The employer in this case put forth a collage of defenses, which seemed to only raise the suspicions of the Seventh Circuit that the employer was scrambling to “legitimize” the termination.

 

First, the employer argued termination was due to the prohibition of picture-taking by employees. However, this was not the reason given to Loudermilk or the EEOC early in the investigation, and the employer could not identify any specific rule prohibiting such action. The Court pointed out what may have been a “cooked up” defense was also dangerously close to conceding retaliation, because the photos were being taken to prove the alleged discrimination. The Court explained such impromptu prohibition against pictures looked a lot like an attempt to block evidence-gathering for the investigation. We are troubled by the Court’s dicta here, as we believe employers should not have to deal with such tactics by every disgruntled employee before a formal claim of discrimination is even made.

 

Next, the employer argued Loudermilk was let go due to a RIF or reduction in force.

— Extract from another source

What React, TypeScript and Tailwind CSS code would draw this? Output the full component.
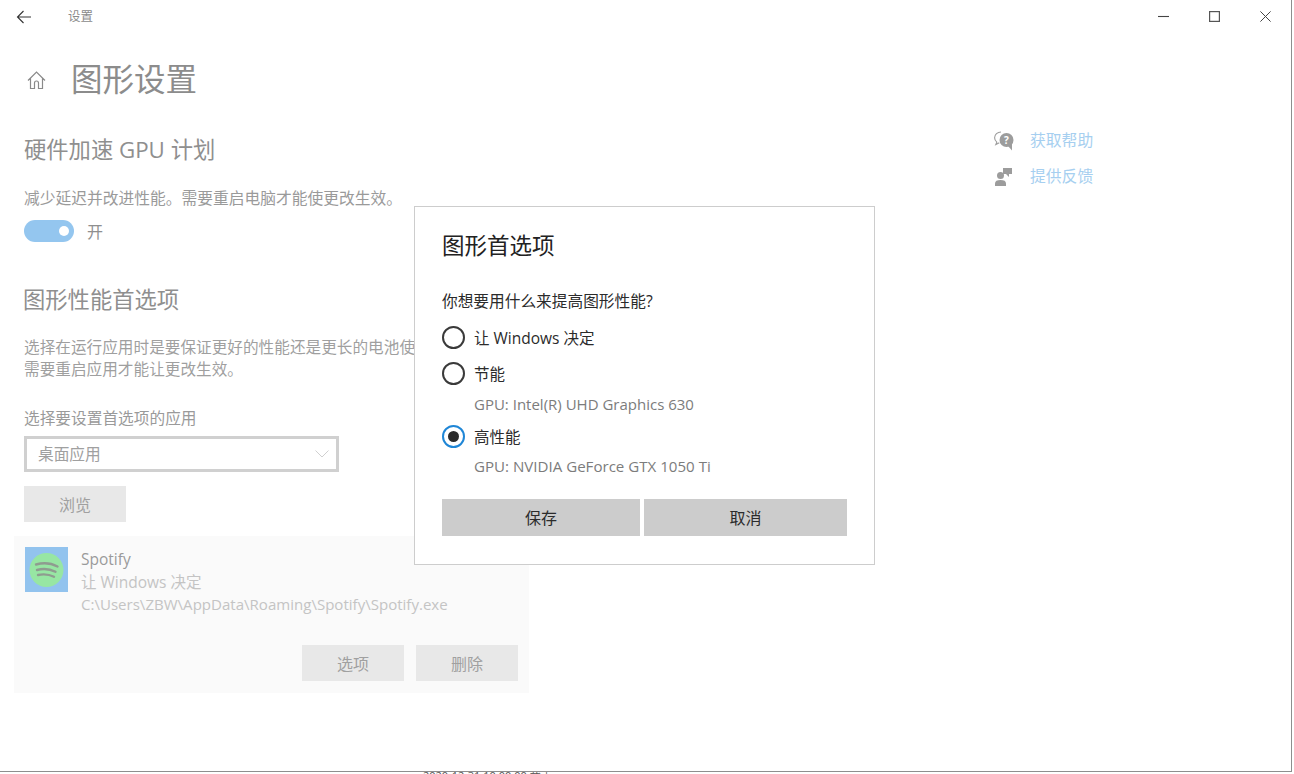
import React from "react";

function Radio({ checked }: { checked?: boolean }) {
  return checked ? (
    <span className="flex h-[23px] w-[23px] shrink-0 items-center justify-center rounded-full border-[2.5px] border-[#1f86d6]">
      <span className="h-[11px] w-[11px] rounded-full bg-[#2b2b2b]" />
    </span>
  ) : (
    <span className="h-[23px] w-[23px] shrink-0 rounded-full border-[2.5px] border-[#3a3a3a]" />
  );
}

function FadedButton({ label, width }: { label: string; width: string }) {
  return (
    <div className={`flex h-[36px] items-center justify-center bg-[#e8e8e8] pt-[1px] text-[16px] text-[#a0a0a0] ${width}`}>
      {label}
    </div>
  );
}

export default function App() {
  return (
    <div className="relative h-[774px] w-[1294px] overflow-hidden bg-white font-['Open_Sans','Noto_Sans_CJK_SC',sans-serif]">
      <div className="h-[772px] w-[1292px] border-r border-b border-[#8e8e8e]">
        {/* title bar */}
        <div className="flex h-[33px] items-center">
          <svg className="ml-[16px] h-[16px] w-[16px]" viewBox="0 0 16 16" fill="none" stroke="#333" strokeWidth="1.1">
            <path d="M15 8H1.500M7.500 2 1.500 8l6 6" />
          </svg>
          <span className="mt-[2px] ml-[36px] text-[12.5px] leading-none text-[#8a8a8a]">设置</span>
          <div className="mr-[20px] ml-auto flex items-center gap-[40px]">
            <svg className="h-[11px] w-[11px]" viewBox="0 0 11 11" fill="none" stroke="#444" strokeWidth="1.1"><path d="M0 5.500h11" /></svg>
            <svg className="h-[11px] w-[11px]" viewBox="0 0 11 11" fill="none" stroke="#555" strokeWidth="1.200"><rect x=".6" y=".6" width="9.800" height="9.800" /></svg>
            <svg className="h-[11px] w-[11px]" viewBox="0 0 11 11" fill="none" stroke="#444" strokeWidth="1"><path d="M.4.4l10.200 10.200M10.600.4.400 10.600" /></svg>
          </div>
        </div>

        <div className="flex">
          {/* main column */}
          <div className="w-[994px] pl-[24px]">
            <div className="mt-[24px] flex h-[44px] items-center">
              <svg className="mt-[1px] ml-[3px] h-[20px] w-[19px]" viewBox="0 0 19 20" fill="none" stroke="#8a8a8a" strokeWidth="1.2">
                <path d="M1 10.500 9.500 2 18 10.500M3.500 8.500V18.500h4v-5.500a2 2 0 0 1 4 0v5.500h4V8.500" />
              </svg>
              <h1 className="ml-[25px] text-[31.500px] leading-none font-normal text-[#8c8c8c]">图形设置</h1>
            </div>

            <h2 className="mt-[33px] h-[32px] text-[22.300px] leading-[32px] whitespace-nowrap text-[#8f8f8f]">硬件加速 GPU 计划</h2>
            <p className="mt-[21px] h-[22px] text-[15.750px] leading-[22px] whitespace-nowrap text-[#9a9a9a]">减少延迟并改进性能。需要重启电脑才能使更改生效。</p>
            <div className="mt-[11px] flex h-[22px] items-center">
              <span className="flex h-[22px] w-[50px] items-center justify-end rounded-full bg-[#94c6ef] pr-[5px]">
                <span className="h-[10px] w-[10px] rounded-full bg-white" />
              </span>
              <span className="mt-[2px] ml-[13px] text-[16px] leading-none text-[#8f8f8f]">开</span>
            </div>

            <h2 className="mt-[42px] -ml-[1px] h-[32px] text-[22.300px] leading-[32px] text-[#8f8f8f]">图形性能首选项</h2>
            <p className="mt-[20px] text-[15.650px] leading-[22px] whitespace-nowrap text-[#9f9f9f]">
              选择在运行应用时是要保证更好的性能还是更长的电池使用时间。
              <br />
              需要重启应用才能让更改生效。
            </p>
            <p className="mt-[27px] h-[22px] text-[15.700px] leading-[22px] text-[#9a9a9a]">选择要设置首选项的应用</p>
            <div className="mt-[7px] flex h-[36px] w-[315px] items-center justify-between border-[3px] border-[#d0d0d0] pr-[7px] pl-[11px]">
              <span className="pt-[2px] text-[15.700px] text-[#a0a0a0]">桌面应用</span>
              <svg className="h-[8px] w-[14px]" viewBox="0 0 14 8" fill="none" stroke="#d0d0d0" strokeWidth="1"><path d="M.5.500l6.500 6.500 6.500-6.500" /></svg>
            </div>
            <FadedButton label="浏览" width="mt-[14px] w-[102px]" />

            {/* app card */}
            <div className="mt-[14px] -ml-[10px] h-[157px] w-[515px] bg-[#fafafa] pt-[11px] pr-[11px] pl-[11px]">
              <div className="flex h-[98px]">
                <svg className="h-[45px] w-[43px] shrink-0" viewBox="0 0 43 45">
                  <rect width="43" height="45" fill="#92c3ee" />
                  <circle cx="21.500" cy="23" r="17" fill="#97e6a3" />
                  <g fill="none" stroke="#8f9c90" strokeWidth="2.400" strokeLinecap="round">
                    <path d="M11 17.500c7-2 15-1.500 21.500 2" />
                    <path d="M12 23c6-1.500 13-1 18.500 1.800" />
                    <path d="M13 28c5-1 11-.7 16 1.800" />
                  </g>
                </svg>
                <div className="mt-[1px] ml-[13px] whitespace-nowrap">
                  <div className="text-[15.500px] leading-[22.500px] text-[#9a9a9a]">Spotify</div>
                  <div className="text-[15.500px] leading-[22.500px] text-[#c4c4c4]">让 Windows 决定</div>
                  <div className="text-[15.050px] leading-[22.500px] text-[#c4c4c4]">C:\Users\ZBW\AppData\Roaming\Spotify\Spotify.exe</div>
                </div>
              </div>
              <div className="flex justify-end gap-[12px]">
                <FadedButton label="选项" width="w-[102px]" />
                <FadedButton label="删除" width="w-[102px]" />
              </div>
            </div>
          </div>

          {/* help links */}
          <div className="mt-[90px] text-[15.800px] text-[#a6cff0]">
            <div className="flex h-[35px] items-center">
              <svg className="h-[20px] w-[20px]" viewBox="0 0 20 20">
                <path d="M7 1C3.500 1 .6 3.500.6 6.800c0 1.800.9 3.300 2.200 4.300L1.800 13.500l3.500-1.800" fill="none" stroke="#9c9c9c" strokeWidth="1.100" />
                <circle cx="12.500" cy="9" r="7" fill="#9c9c9c" />
                <path d="M14 15l4 4.500v-7z" fill="#9c9c9c" />
                <text x="12.500" y="12.500" textAnchor="middle" fontSize="10" fontWeight="700" fill="#fff">?</text>
              </svg>
              <span className="ml-[16px]">获取帮助</span>
            </div>
            <div className="mt-[1px] flex h-[35px] items-center">
              <svg className="h-[20px] w-[20px]" viewBox="0 0 20 20" fill="#9c9c9c">
                <circle cx="6.500" cy="8.500" r="3.500" />
                <path d="M1 19v-2.500C1 14 3 13 6.500 13s5.500 1 5.500 3.500V19z" />
                <path d="M9 1h9v6h-3v3l-3-3h-3z" />
              </svg>
              <span className="ml-[16px]">提供反馈</span>
            </div>
          </div>
        </div>
      </div>

      {/* cut-off text of what lies behind the window */}
      <div className="h-[2px] overflow-hidden pl-[423px] text-[11px] leading-[14px] whitespace-nowrap text-[#555]">
        <div className="-mt-[3px]">2020-12-31 10:00:00 截 |</div>
      </div>

      {/* modal dialog */}
      <div className="absolute top-[206px] left-[414px] h-[359px] w-[461px] border border-[#cdcdcd] bg-white px-[27px] pt-[22px]">
        <h3 className="h-[34px] text-[22.500px] leading-[34px] font-normal text-[#222]">图形首选项</h3>
        <p className="mt-[26px] h-[24px] text-[15.700px] leading-[24px] text-[#2b2b2b]">你想要用什么来提高图形性能?</p>
        <div className="mt-[13px] flex h-[23px] items-center gap-[9px] text-[15.500px] text-[#2b2b2b]">
          <Radio />
          <span className="pt-[3px]">让 Windows 决定</span>
        </div>
        <div className="mt-[13px] flex h-[23px] items-center gap-[9px] text-[15.500px] text-[#2b2b2b]">
          <Radio />
          <span className="pt-[3px]">节能</span>
        </div>
        <p className="mt-[8px] ml-[32px] h-[22px] text-[15px] leading-[22px] text-[#7c7c7c]">GPU: Intel(R) UHD Graphics 630</p>
        <div className="mt-[10px] flex h-[23px] items-center gap-[9px] text-[15.500px] text-[#2b2b2b]">
          <Radio checked />
          <span className="pt-[3px]">高性能</span>
        </div>
        <p className="mt-[7px] ml-[32px] h-[22px] text-[15.100px] leading-[22px] text-[#7c7c7c]">GPU: NVIDIA GeForce GTX 1050 Ti</p>
        <div className="mt-[22px] flex w-[405px] gap-[4px]">
          <div className="flex h-[37px] w-[198px] items-center justify-center bg-[#cccccc] text-[16px] text-[#2b2b2b]">保存</div>
          <div className="flex h-[37px] w-[203px] items-center justify-center bg-[#cccccc] text-[16px] text-[#2b2b2b]">取消</div>
        </div>
      </div>
    </div>
  );
}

However, Loudermilk was not on the list of workers slated for layoff. So again, this reason appeared to fail as a defense and appeared to be a pretext for the real reason for the termination.

 

Next, the employer argued termination was “mutual” but of course, Loudermilk rebutted that claim quite easily, as he was abruptly fired without recourse on the spot.

 

The  Seventh Circuit went on to point out the timing of the termination in relation to Loudermilk’s complaints of discrimination could support the validity of the charge as well. This is something the District Court refused to consider, however, the Seventh Circuit explained an adverse action such as termination can come so close on the heels of a protected act (i.e., report of discrimination) that an inference of causation is reasonable. The Court was careful to point out suspicious timing alone was not enough to survive summary judgment; instead the courts must look at the context of the termination and consider if the employer’s stated reason for termination was “fishy enough” to support an inference of discrimination. In the end, the Court found the employer’s plethora of “cooked up” defenses suspicious enough to give weight to the temporal relationship between the grievance and the termination.

 

The message to employers here is simple; when any of your employees has engaged in a protected activity such as FMLA application, a workers’ comp claim or a complaint of discrimination, you must be mindful that any contemporaneous adverse action such as demotion or termination can permit an inference of unlawful discrimination under Title VII of the Civil Rights Act of 1964. You may win at the jury trial but you are almost certainly going to have to go before a jury to defend yourself. Your HR directors and managers must document the employee’s personnel file early and often with performance or insubordination concerns, so when you do want to terminate for legitimate reasons, your employees cannot cry foul without rebuttal.